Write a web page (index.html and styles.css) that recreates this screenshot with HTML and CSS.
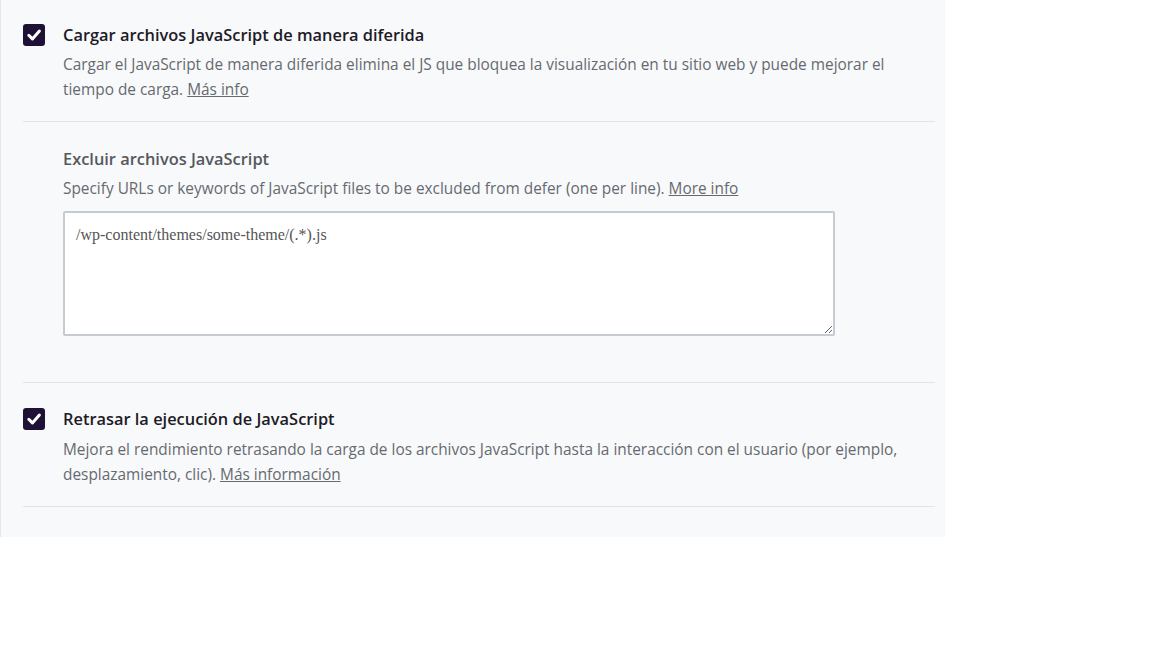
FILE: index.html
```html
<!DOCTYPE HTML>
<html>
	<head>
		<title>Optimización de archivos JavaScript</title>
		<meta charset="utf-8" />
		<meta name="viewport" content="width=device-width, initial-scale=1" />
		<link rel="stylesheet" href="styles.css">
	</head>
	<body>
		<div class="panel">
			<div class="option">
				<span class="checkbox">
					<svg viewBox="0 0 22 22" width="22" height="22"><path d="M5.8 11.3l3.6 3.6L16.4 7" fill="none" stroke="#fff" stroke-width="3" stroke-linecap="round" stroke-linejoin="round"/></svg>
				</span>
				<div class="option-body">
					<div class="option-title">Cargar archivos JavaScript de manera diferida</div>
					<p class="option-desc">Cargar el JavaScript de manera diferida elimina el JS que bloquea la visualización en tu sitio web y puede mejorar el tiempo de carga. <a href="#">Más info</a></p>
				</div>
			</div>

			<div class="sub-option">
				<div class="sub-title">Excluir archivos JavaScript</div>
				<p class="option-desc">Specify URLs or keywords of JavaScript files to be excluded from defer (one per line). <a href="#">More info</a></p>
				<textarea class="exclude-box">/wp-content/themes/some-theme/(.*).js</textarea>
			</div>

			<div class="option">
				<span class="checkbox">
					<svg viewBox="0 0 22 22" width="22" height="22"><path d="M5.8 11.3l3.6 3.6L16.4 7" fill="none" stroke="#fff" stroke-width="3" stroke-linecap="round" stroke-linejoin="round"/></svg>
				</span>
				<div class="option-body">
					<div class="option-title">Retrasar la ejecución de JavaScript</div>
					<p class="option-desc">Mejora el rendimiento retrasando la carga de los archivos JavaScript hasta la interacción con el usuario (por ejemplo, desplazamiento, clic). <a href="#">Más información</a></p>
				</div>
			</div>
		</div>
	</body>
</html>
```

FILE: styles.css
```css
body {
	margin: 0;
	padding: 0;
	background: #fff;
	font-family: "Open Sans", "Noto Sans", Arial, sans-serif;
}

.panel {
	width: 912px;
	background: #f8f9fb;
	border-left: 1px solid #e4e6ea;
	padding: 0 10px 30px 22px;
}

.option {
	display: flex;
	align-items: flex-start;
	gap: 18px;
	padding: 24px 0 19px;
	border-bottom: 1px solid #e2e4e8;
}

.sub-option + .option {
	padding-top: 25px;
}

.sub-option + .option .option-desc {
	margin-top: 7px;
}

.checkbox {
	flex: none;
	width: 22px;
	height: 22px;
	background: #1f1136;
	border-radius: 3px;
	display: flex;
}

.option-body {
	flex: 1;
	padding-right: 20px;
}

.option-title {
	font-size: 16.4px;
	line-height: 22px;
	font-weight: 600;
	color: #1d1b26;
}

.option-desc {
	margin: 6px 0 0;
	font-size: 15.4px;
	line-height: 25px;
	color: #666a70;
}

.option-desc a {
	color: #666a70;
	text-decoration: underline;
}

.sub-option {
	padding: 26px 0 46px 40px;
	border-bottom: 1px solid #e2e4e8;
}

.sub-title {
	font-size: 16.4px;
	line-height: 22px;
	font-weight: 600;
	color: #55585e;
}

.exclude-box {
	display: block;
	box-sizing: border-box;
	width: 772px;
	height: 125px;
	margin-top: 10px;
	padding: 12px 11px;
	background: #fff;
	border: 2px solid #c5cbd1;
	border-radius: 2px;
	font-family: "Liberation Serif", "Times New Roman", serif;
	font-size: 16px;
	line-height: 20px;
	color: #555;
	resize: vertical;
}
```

|---|

Stated exercise
Copy each line in full and exactly, omitting any picture.

Written response
Write a web page (index.html and styles.css) that recreates this screenshot with HTML and CSS.
FILE: index.html
```html
<!DOCTYPE HTML>
<html>
	<head>
		<title>Optimización de archivos JavaScript</title>
		<meta charset="utf-8" />
		<meta name="viewport" content="width=device-width, initial-scale=1" />
		<link rel="stylesheet" href="styles.css">
	</head>
	<body>
		<div class="panel">
			<div class="option">
				<span class="checkbox">
					<svg viewBox="0 0 22 22" width="22" height="22"><path d="M5.8 11.3l3.6 3.6L16.4 7" fill="none" stroke="#fff" stroke-width="3" stroke-linecap="round" stroke-linejoin="round"/></svg>
				</span>
				<div class="option-body">
					<div class="option-title">Cargar archivos JavaScript de manera diferida</div>
					<p class="option-desc">Cargar el JavaScript de manera diferida elimina el JS que bloquea la visualización en tu sitio web y puede mejorar el tiempo de carga. <a href="#">Más info</a></p>
				</div>
			</div>

			<div class="sub-option">
				<div class="sub-title">Excluir archivos JavaScript</div>
				<p class="option-desc">Specify URLs or keywords of JavaScript files to be excluded from defer (one per line). <a href="#">More info</a></p>
				<textarea class="exclude-box">/wp-content/themes/some-theme/(.*).js</textarea>
			</div>

			<div class="option">
				<span class="checkbox">
					<svg viewBox="0 0 22 22" width="22" height="22"><path d="M5.8 11.3l3.6 3.6L16.4 7" fill="none" stroke="#fff" stroke-width="3" stroke-linecap="round" stroke-linejoin="round"/></svg>
				</span>
				<div class="option-body">
					<div class="option-title">Retrasar la ejecución de JavaScript</div>
					<p class="option-desc">Mejora el rendimiento retrasando la carga de los archivos JavaScript hasta la interacción con el usuario (por ejemplo, desplazamiento, clic). <a href="#">Más información</a></p>
				</div>
			</div>
		</div>
	</body>
</html>
```

FILE: styles.css
```css
body {
	margin: 0;
	padding: 0;
	background: #fff;
	font-family: "Open Sans", "Noto Sans", Arial, sans-serif;
}

.panel {
	width: 912px;
	background: #f8f9fb;
	border-left: 1px solid #e4e6ea;
	padding: 0 10px 30px 22px;
}

.option {
	display: flex;
	align-items: flex-start;
	gap: 18px;
	padding: 24px 0 19px;
	border-bottom: 1px solid #e2e4e8;
}

.sub-option + .option {
	padding-top: 25px;
}

.sub-option + .option .option-desc {
	margin-top: 7px;
}

.checkbox {
	flex: none;
	width: 22px;
	height: 22px;
	background: #1f1136;
	border-radius: 3px;
	display: flex;
}

.option-body {
	flex: 1;
	padding-right: 20px;
}

.option-title {
	font-size: 16.4px;
	line-height: 22px;
	font-weight: 600;
	color: #1d1b26;
}

.option-desc {
	margin: 6px 0 0;
	font-size: 15.4px;
	line-height: 25px;
	color: #666a70;
}

.option-desc a {
	color: #666a70;
	text-decoration: underline;
}

.sub-option {
	padding: 26px 0 46px 40px;
	border-bottom: 1px solid #e2e4e8;
}

.sub-title {
	font-size: 16.4px;
	line-height: 22px;
	font-weight: 600;
	color: #55585e;
}

.exclude-box {
	display: block;
	box-sizing: border-box;
	width: 772px;
	height: 125px;
	margin-top: 10px;
	padding: 12px 11px;
	background: #fff;
	border: 2px solid #c5cbd1;
	border-radius: 2px;
	font-family: "Liberation Serif", "Times New Roman", serif;
	font-size: 16px;
	line-height: 20px;
	color: #555;
	resize: vertical;
}
```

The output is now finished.